See if you can tell your Tantalus from your Tacitus! (The Daily Telegraph)

This book aims to fill you in on the stuff you wish you'd been taught at school (The Times)

A cutely old-fashioned volume covered in Roman centurions' helmets (Yorkshire Post)

If you wished you'd paid more attention at school, then this is the book for you. Fascinating! (The Good Book Guide)

From the Author

Why `a classical education'? Who cares? Those were the questions I had to answer when I sat down to write this book. And what I came up with was this.

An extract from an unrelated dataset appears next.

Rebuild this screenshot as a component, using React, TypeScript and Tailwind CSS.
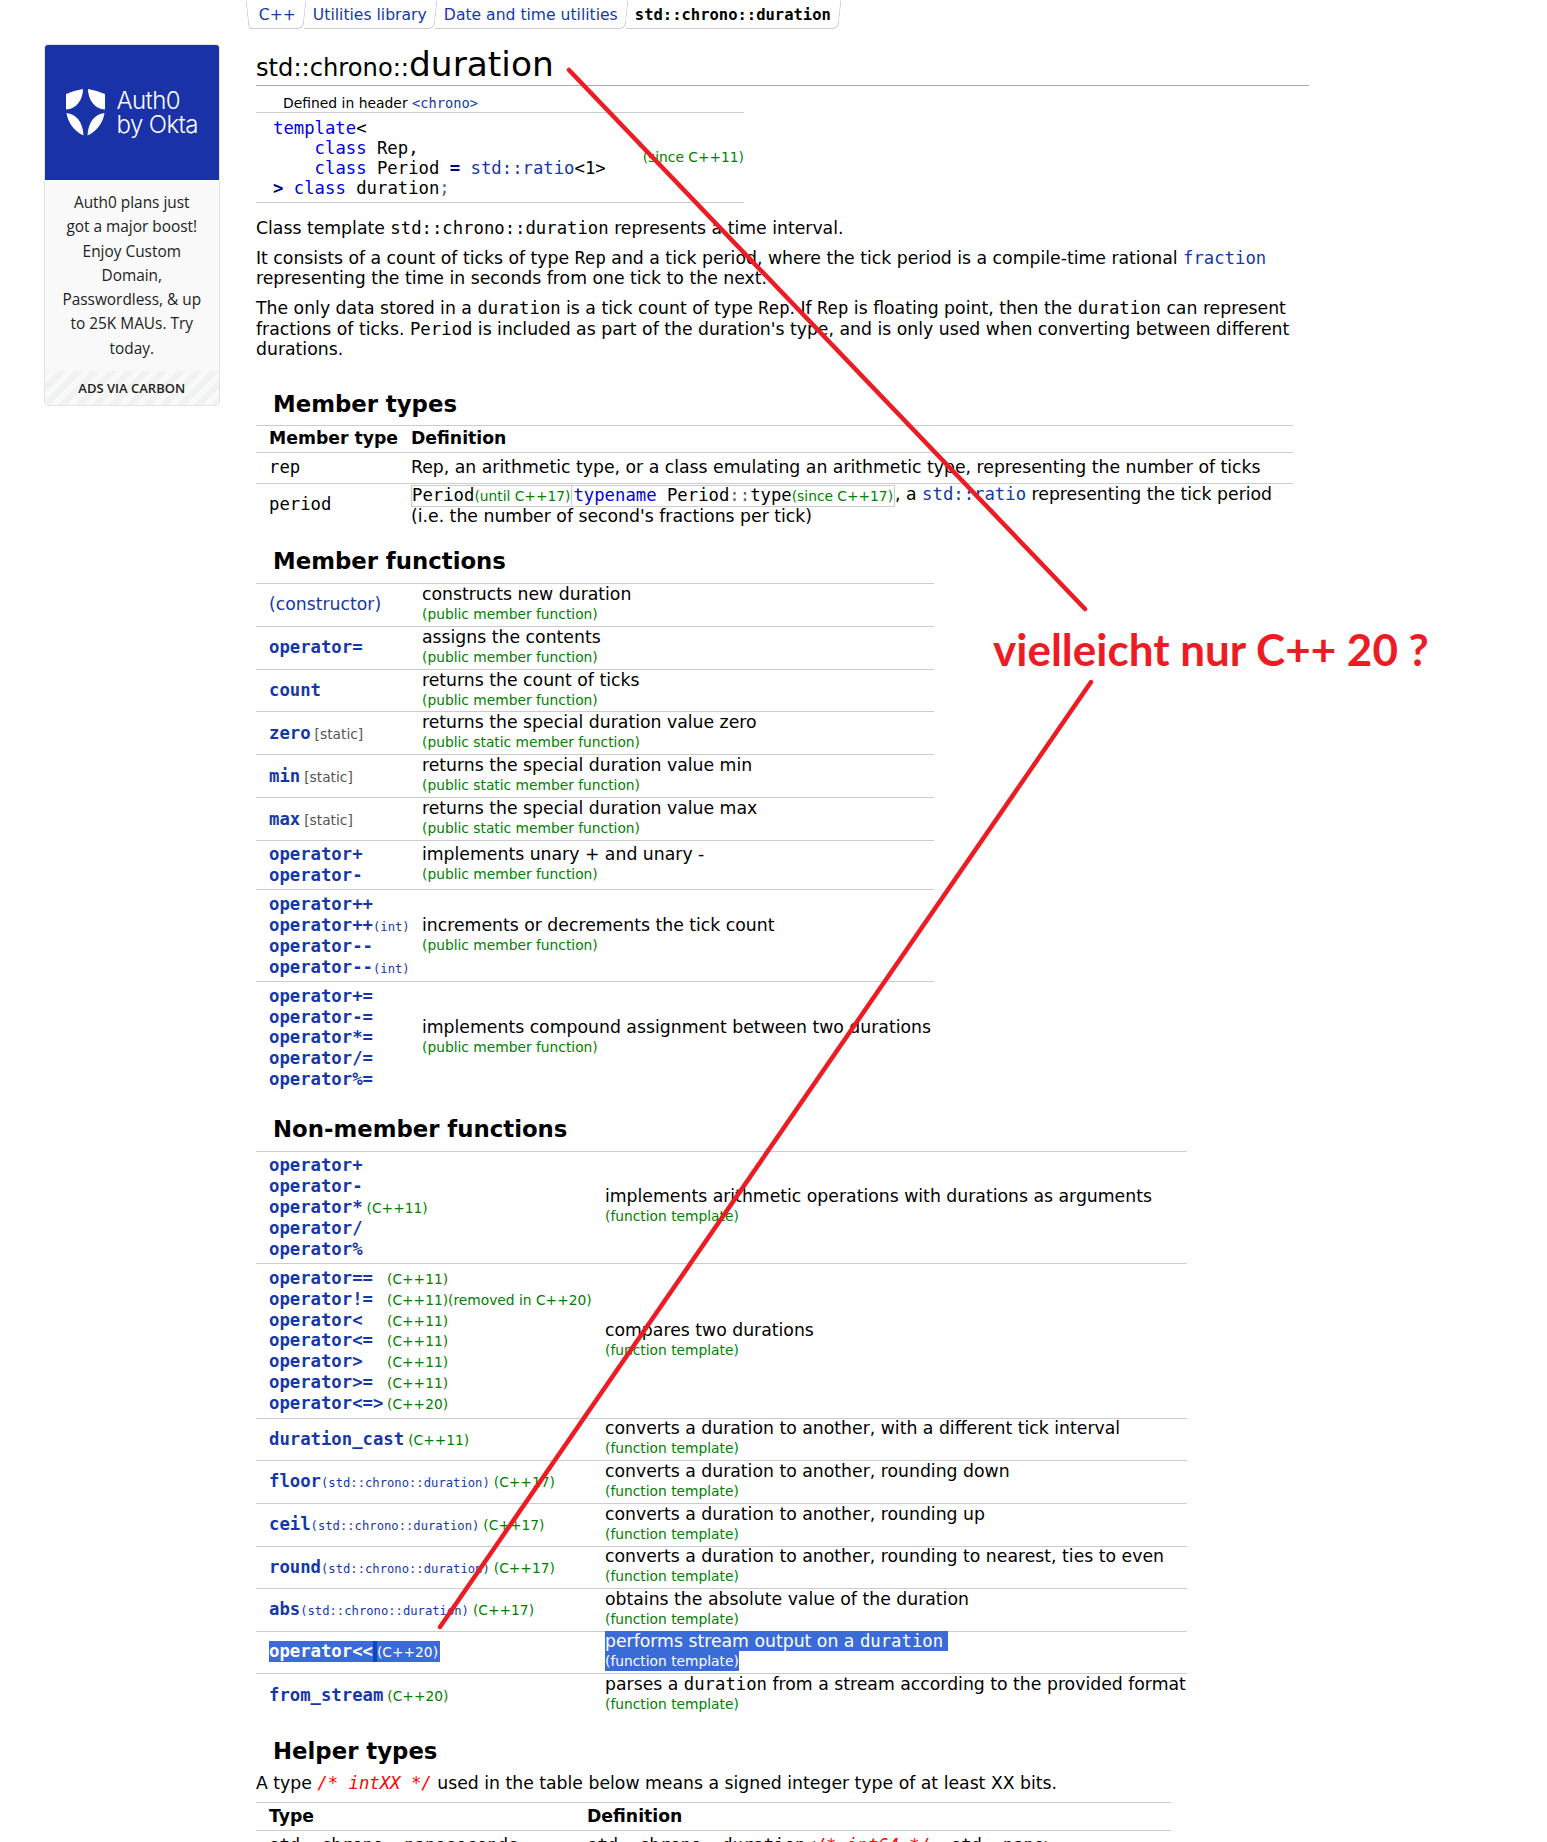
const dv = '"DejaVu Sans", sans-serif';

type Fn = { name: string; note?: string; ver?: string };

const Mono = ({ children, className = '' }: { children: React.ReactNode; className?: string }) => (
  <span className={`font-['DejaVu_Sans_Mono',monospace] ${className}`}>{children}</span>
);

const Desc = ({ text, kind }: { text: React.ReactNode; kind: string }) => (
  <div className="leading-[20px] pb-[2px]">
    <div className="text-black whitespace-nowrap">{text}</div>
    <div className="text-[13.8px] text-[#008000] leading-[20px]">({kind})</div>
  </div>
);

const FnName = ({ name, note, ver }: Fn) => (
  <div className="h-[20.9px] leading-[20.9px] whitespace-nowrap flex items-baseline">
    <Mono className="font-bold text-[#1538a8]">{name}</Mono>
    {note && <Mono className="text-[12.2px] text-[#1538a8]">{note}</Mono>}
    {ver && <span className="ml-[4px] text-[13.8px] text-[#008000]">{ver}</span>}
  </div>
);

const Row = ({ h, cols, names, desc }: { h: string; cols: string; names: React.ReactNode; desc: React.ReactNode }) => (
  <div className={`flex items-center border-b border-[#cccccc] ${h}`}>
    <div className={`${cols} pl-[13px] shrink-0`}>{names}</div>
    <div>{desc}</div>
  </div>
);

const Heading = ({ children, className = '' }: { children: React.ReactNode; className?: string }) => (
  <h3 className={`pl-[17px] text-[22.8px] font-bold text-black leading-[30px] ${className}`}>{children}</h3>
);

const memberRows: { h: string; names: Fn[]; text: string; kind: string }[] = [
  { h: 'h-[43px]', names: [{ name: 'operator=' }], text: 'assigns the contents', kind: 'public member function' },
  { h: 'h-[42.5px]', names: [{ name: 'count' }], text: 'returns the count of ticks', kind: 'public member function' },
  { h: 'h-[43px]', names: [{ name: 'zero', ver: '[static]' }], text: 'returns the special duration value zero', kind: 'public static member function' },
  { h: 'h-[43px]', names: [{ name: 'min', ver: '[static]' }], text: 'returns the special duration value min', kind: 'public static member function' },
  { h: 'h-[42.5px]', names: [{ name: 'max', ver: '[static]' }], text: 'returns the special duration value max', kind: 'public static member function' },
  { h: 'h-[49.5px]', names: [{ name: 'operator+' }, { name: 'operator-' }], text: 'implements unary + and unary -', kind: 'public member function' },
  { h: 'h-[92px]', names: [{ name: 'operator++' }, { name: 'operator++', note: '(int)' }, { name: 'operator--' }, { name: 'operator--', note: '(int)' }], text: 'increments or decrements the tick count', kind: 'public member function' },
];

const compareRows: { name: string; ver: string }[] = [
  { name: 'operator==', ver: '(C++11)' },
  { name: 'operator!=', ver: '(C++11)(removed in C++20)' },
  { name: 'operator<', ver: '(C++11)' },
  { name: 'operator<=', ver: '(C++11)' },
  { name: 'operator>', ver: '(C++11)' },
  { name: 'operator>=', ver: '(C++11)' },
  { name: 'operator<=>', ver: '(C++20)' },
];

const nonMemberRows: { fn: Fn; text: string; h: string }[] = [
  { fn: { name: 'duration_cast', ver: '(C++11)' }, text: 'converts a duration to another, with a different tick interval', h: 'h-[42px]' },
  { fn: { name: 'floor', note: '(std::chrono::duration)', ver: '(C++17)' }, text: 'converts a duration to another, rounding down', h: 'h-[43px]' },
  { fn: { name: 'ceil', note: '(std::chrono::duration)', ver: '(C++17)' }, text: 'converts a duration to another, rounding up', h: 'h-[43px]' },
  { fn: { name: 'round', note: '(std::chrono::duration)', ver: '(C++17)' }, text: 'converts a duration to another, rounding to nearest, ties to even', h: 'h-[42px]' },
  { fn: { name: 'abs', note: '(std::chrono::duration)', ver: '(C++17)' }, text: 'obtains the absolute value of the duration', h: 'h-[43px]' },
];

const Crumb = ({ children, current }: { children: React.ReactNode; current?: boolean }) => (
  <div className={`h-[29px] px-[8px] pt-[3px] flex items-center border-r border-b border-[#cccccc] rounded-br-[6px] -skew-x-6 ${current ? 'text-black font-bold' : 'text-[#1538a8]'}`}>
    <span className="skew-x-6 block">{children}</span>
  </div>
);

const AdCard = () => (
  <aside className="mt-[44px] ml-[43.5px] w-[176.5px] h-[362px] shrink-0 rounded-[4px] border border-[#e3e3e3] overflow-hidden flex flex-col bg-[#f9f9f9]">
    <div className="h-[135px] bg-[#1a32a8] flex items-center pl-[21px] gap-[12px] text-white">
      <svg width="39" height="47" viewBox="0 0 39 47" fill="white" className="shrink-0">
        <path d="M0 5 Q8 1.5 17 0 C17 10 11 20 0 20.5 Z" />
        <path d="M39 5 Q31 1.5 22 0 C22 10 28 20 39 20.5 Z" />
        <path d="M0.5 24 C10 25 17 33 17.5 46.5 C8 42 2 34 0.5 24 Z" />
        <path d="M38.5 24 C29 25 22 33 21.5 46.5 C31 42 37 34 38.5 24 Z" />
      </svg>
      <div className="font-['Inter',sans-serif] font-light text-[24px] leading-[24px] tracking-[-0.6px] whitespace-nowrap">Auth0<br />by Okta</div>
    </div>
    <div className="flex-1 px-[17px] pt-[11px] text-center font-['Open_Sans',sans-serif] text-[15.4px] leading-[24.3px] text-[#222222]">
      Auth0 plans just got a major boost! Enjoy Custom Domain, Passwordless, &amp; up to 25K MAUs. Try today.
    </div>
    <div className="h-[34px] pt-[2px] flex items-center justify-center font-['Open_Sans',sans-serif] text-[13px] font-semibold text-[#222222] bg-[repeating-linear-gradient(-45deg,#f1f2f2,#f1f2f2_6px,#f9f9f9_6px,#f9f9f9_12px)]">
      ADS VIA CARBON
    </div>
  </aside>
);

export default function App() {
  return (
    <div className="relative w-[1547px] h-[1842px] overflow-hidden bg-white flex items-start" style={{ fontFamily: dv }}>
      <AdCard />
      <main className="ml-[36px] w-[1053px] shrink-0 text-[17.27px] text-black">
        <nav className="flex -ml-[9px] h-[29px] text-[15.6px] w-fit">
          <div className="w-[4px] h-[29px] border-l border-b border-[#cccccc] rounded-bl-[6px] skew-x-6"></div>
          <Crumb>C++</Crumb>
          <Crumb>Utilities library</Crumb>
          <Crumb>Date and time utilities</Crumb>
          <Crumb current><Mono className="text-[15.5px]">std::chrono::duration</Mono></Crumb>
        </nav>

        <h1 className="mt-[12px] h-[45px] border-b border-[#aaaaaa] text-[24.2px] leading-[46px] whitespace-nowrap">
          std::chrono::<span className="text-[34.4px]">duration</span>
        </h1>

        <div className="mt-[9px] w-[488px] text-[13.9px]">
          <div className="pl-[27px] h-[17px] leading-[17px] border-b border-[#cccccc] box-content">
            Defined in header <Mono className="text-[#1538a8] text-[13.7px]">&lt;chrono&gt;</Mono>
          </div>
          <div className="relative h-[90px] border-b border-[#cccccc] flex items-center">
            <pre className="pl-[17px] font-['DejaVu_Sans_Mono',monospace] text-[17.27px] leading-[20px] text-black">
              <span className="text-[#0000dd]">template</span>&lt;{'\n'}
              {'    '}<span className="text-[#0000dd]">class</span> Rep,{'\n'}
              {'    '}<span className="text-[#0000dd]">class</span> Period <b className="text-[#000080]">=</b> <span className="text-[#1538a8]">std::ratio</span>&lt;1&gt;{'\n'}
              <b className="text-[#000080]">&gt;</b> <span className="text-[#0000dd]">class</span> duration<span className="text-[#666666]">;</span>
            </pre>
            <span className="ml-auto text-[13.8px] text-[#008000]">(since C++11)</span>
          </div>
        </div>

        <p className="mt-[15px] leading-[20.4px]">
          Class template <Mono>std::chrono::duration</Mono> represents a time interval.
        </p>
        <p className="mt-[9.5px] leading-[20.4px]">
          It consists of a count of ticks of type <Mono>Rep</Mono> and a tick period, where the tick period is a compile-time rational <Mono className="text-[#1538a8]">fraction</Mono> representing the time in seconds from one tick to the next.
        </p>
        <p className="mt-[9.5px] leading-[20.4px]">
          The only data stored in a <Mono>duration</Mono> is a tick count of type <Mono>Rep</Mono>. If <Mono>Rep</Mono> is floating point, then the <Mono>duration</Mono> can represent fractions of ticks. <Mono>Period</Mono> is included as part of the duration's type, and is only used when converting between different durations.
        </p>

        <Heading className="mt-[30px]">Member types</Heading>
        <div className="mt-[6px] w-[1037px] border-t border-[#cccccc]">
          <div className="flex h-[27px] items-center border-b border-[#cccccc] font-bold">
            <div className="w-[155px] pl-[13px]">Member type</div>
            <div>Definition</div>
          </div>
          <div className="flex h-[31px] items-center border-b border-[#cccccc]">
            <div className="w-[155px] pl-[13px]"><Mono>rep</Mono></div>
            <div>Rep, an arithmetic type, or a class emulating an arithmetic type, representing the number of ticks</div>
          </div>
          <div className="flex h-[42px] items-center">
            <div className="w-[155px] pl-[13px]"><Mono>period</Mono></div>
            <div className="leading-[19px] whitespace-nowrap">
              <span className="inline-flex border border-[#cccccc] align-top leading-[19px]">
                <span className="border-r border-[#cccccc] pr-[1px]"><Mono>Period</Mono><span className="text-[13.8px] text-[#008000]">(until C++17)</span></span>
                <span className="pl-[1px] pr-[1px]"><Mono><span className="text-[#0000dd]">typename</span> Period<span className="text-[#666666]">::</span>type</Mono><span className="text-[13.8px] text-[#008000]">(since C++17)</span></span>
              </span>
              , a <Mono className="text-[#1538a8]">std::ratio</Mono> representing the tick period<br />(i.e. the number of second's fractions per tick)
            </div>
          </div>
        </div>

        <Heading className="mt-[20px]">Member functions</Heading>
        <div className="mt-[6.5px] w-[678px] border-t border-[#cccccc]">
          <Row h="h-[43px]" cols="w-[166px]" names={<span className="text-[#1538a8]">(constructor)</span>} desc={<Desc text="constructs new duration" kind="public member function" />} />
          {memberRows.map(r => (
            <Row
              key={r.text}
              h={r.h}
              cols="w-[166px]"
              names={r.names.map((n, i) => (
                n.ver ? (
                  <div key={i} className="h-[21px] leading-[21px] flex items-baseline">
                    <Mono className="font-bold text-[#1538a8]">{n.name}</Mono>
                    <span className="ml-[4px] text-[13.8px] text-[#555555]">{n.ver}</span>
                  </div>
                ) : <FnName key={i} {...n} />
              ))}
              desc={<Desc text={r.text} kind={r.kind} />}
            />
          ))}
          <div className="flex items-center h-[111px]">
            <div className="w-[166px] pl-[13px] shrink-0">
              {['operator+=', 'operator-=', 'operator*=', 'operator/=', 'operator%='].map(n => <FnName key={n} name={n} />)}
            </div>
            <Desc text="implements compound assignment between two durations" kind="public member function" />
          </div>
        </div>

        <Heading className="mt-[20.5px]">Non-member functions</Heading>
        <div className="mt-[7px] w-[931px] border-t border-[#cccccc]">
          <Row h="h-[112px]" cols="w-[349px]"
            names={
              <>
                <FnName name="operator+" />
                <FnName name="operator-" />
                <FnName name="operator*" ver="(C++11)" />
                <FnName name="operator/" />
                <FnName name="operator%" />
              </>
            }
            desc={<Desc text="implements arithmetic operations with durations as arguments" kind="function template" />}
          />
          <Row h="h-[155px]" cols="w-[349px]"
            names={compareRows.map(r => (
              <div key={r.name} className="h-[20.9px] leading-[20.9px] flex items-baseline whitespace-nowrap">
                <Mono className="font-bold text-[#1538a8] w-[118px]">{r.name}</Mono>
                <span className="text-[13.8px] text-[#008000]">{r.ver}</span>
              </div>
            ))}
            desc={<Desc text="compares two durations" kind="function template" />}
          />
          {nonMemberRows.map(r => (
            <Row key={r.text} h={r.h} cols="w-[349px]" names={<FnName {...r.fn} />} desc={<Desc text={r.text} kind="function template" />} />
          ))}
          <Row h="h-[42px]" cols="w-[349px]"
            names={
              <span className="bg-[#3a6bd6] text-white h-[21px] inline-flex items-baseline whitespace-nowrap leading-[21px]">
                <Mono className="font-bold">operator&lt;&lt;</Mono>
                <span className="w-[4px] self-stretch bg-[#0b47c4]"></span>
                <span className="text-[13.8px]">(C++20)</span>
                <span className="w-[2px]"></span>
              </span>
            }
            desc={
              <div className="leading-[20px] pb-[2px]">
                <div className="text-white w-fit bg-[#3a6bd6] pr-[5px] whitespace-nowrap">performs stream output on a <Mono>duration</Mono></div>
                <div className="text-[13.8px] text-white w-fit bg-[#3a6bd6]">(function template)</div>
              </div>
            }
          />
          <div className="flex items-center h-[43px]">
            <div className="w-[349px] pl-[13px] shrink-0"><FnName name="from_stream" ver="(C++20)" /></div>
            <Desc text={<>parses a <Mono>duration</Mono> from a stream according to the provided format</>} kind="function template" />
          </div>
        </div>

        <Heading className="mt-[19.5px]">Helper types</Heading>
        <p className="mt-[7px] leading-[20px]">
          A type <Mono className="italic text-[#ff0000]">/* intXX */</Mono> used in the table below means a signed integer type of at least XX bits.
        </p>
        <div className="mt-[9px] w-[915px] border-t border-[#cccccc]">
          <div className="flex h-[28px] items-center border-b border-[#cccccc] font-bold">
            <div className="w-[331px] pl-[13px]">Type</div>
            <div>Definition</div>
          </div>
          <div className="flex h-[40px] pt-[2px]">
            <div className="w-[331px] pl-[13px]"><Mono>std::chrono::nanoseconds</Mono></div>
            <div><Mono>std::chrono::duration&lt;<span className="italic text-[#ff0000]">/* int64 */</span>, std::nano&gt;</Mono></div>
          </div>
        </div>
      </main>

      {/* hand drawn annotation on top of the page */}
      <svg className="absolute inset-0 pointer-events-none" width="1547" height="1842">
        <line x1="569" y1="70" x2="1085" y2="609" stroke="#ed1c24" strokeWidth="4.5" strokeLinecap="round" />
        <line x1="1091" y1="682" x2="440" y2="1627" stroke="#ed1c24" strokeWidth="4.5" strokeLinecap="round" />
      </svg>
      <div className="absolute left-[993px] top-[624px] font-['Lato',sans-serif] font-bold text-[44px] leading-[50px] text-[#ed1c24] whitespace-nowrap">
        vielleicht nur C++ 20 ?
      </div>
    </div>
  );
}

The Greeks and the Romans certainly didn't invent civilisation - the Chinese, the Babylonians, the Egyptians were all there long before them - but they did have an amazing influence on Western civilisation at we now know it. What we call classical architecture - the buildings in many of our city centres that look solid and reliable - derives from the Greeks. The principles of a logical argument were laid down by Aristotle; the science we learn in school was helped along by Archimedes leaping out of the bath-tub. Even if we have never studied classical mythology, we talk about the Midas touch or a Herculean task. We've heard of Homer, Sophocles and Cicero without actually having read their stuff; we remember that Hannibal crossed the Alps with elephants although we are a bit vague on who Hannibal was; and we know that Julius Caesar was supposed to beware the Ides of March even if we haven't a clue when the Ides were.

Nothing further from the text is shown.